Graphic courtesy of the WSJ

There are a couple of problems with this line of reasoning:

  1. The Commerce Department’s retail spending numbers are reported in nominal terms/are not adjusted for inflation, since even the Fed’s nonsensical inflation number is greater than 0.5% that means that real consumer spending declined on a YoY basis.
  2. Continuing with the argument around inflation: higher prices for gas and food should be causing retail spending to show a significant increase on a nominal basis.
  3. Gasoline sales were up 16.3% YoY and Grocery Sales were up 5.7% and there seems to indicate a strong inflationary component in those numbers, especially since there are signs that people are cutting back on gas purchases.
  4. Something to consider about consumer behavior: if a household cuts back on a typical purchase it creates a deficit that has to be filled in the future, as a result “YoY spikes” can be created when people make “catch-up purchases” in Month B that they didn’t make in Month A.  
  5. If you combine March and April’s numbers we’re relatively flat compared to last year even on a nominal basis, and it’s the medium term trends that are most important here.

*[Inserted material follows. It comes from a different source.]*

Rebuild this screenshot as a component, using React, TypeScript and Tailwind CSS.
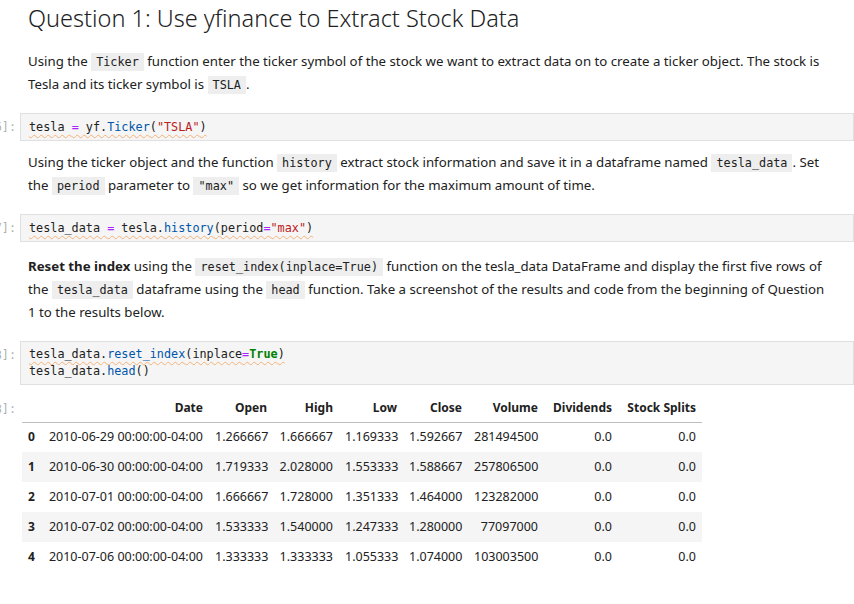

Looking at the above the only conclusion to make is that not only are people spending less (in real terms) but they’re receiving fewer goods per dollar than they were last year, which at the household level means recession no matter what an economist says. For the consumer spending number to be truly positive it needs to indicate that consumers are spending more of their disposable income AND receiving more goods per dollar, as that would indicate a YoY positive improvement in their financial situations.

A more fair assessment is that the chances of a recession are about the same (if not greater) when you consider how the economy is impacting households on aggregate. The economists that believe that the U.S. faces less chance of a recession should talk to the people who plan to spend their stimulus checks on food and gas; not to mention the fact that very few people plan to spend their checks on discretionary items.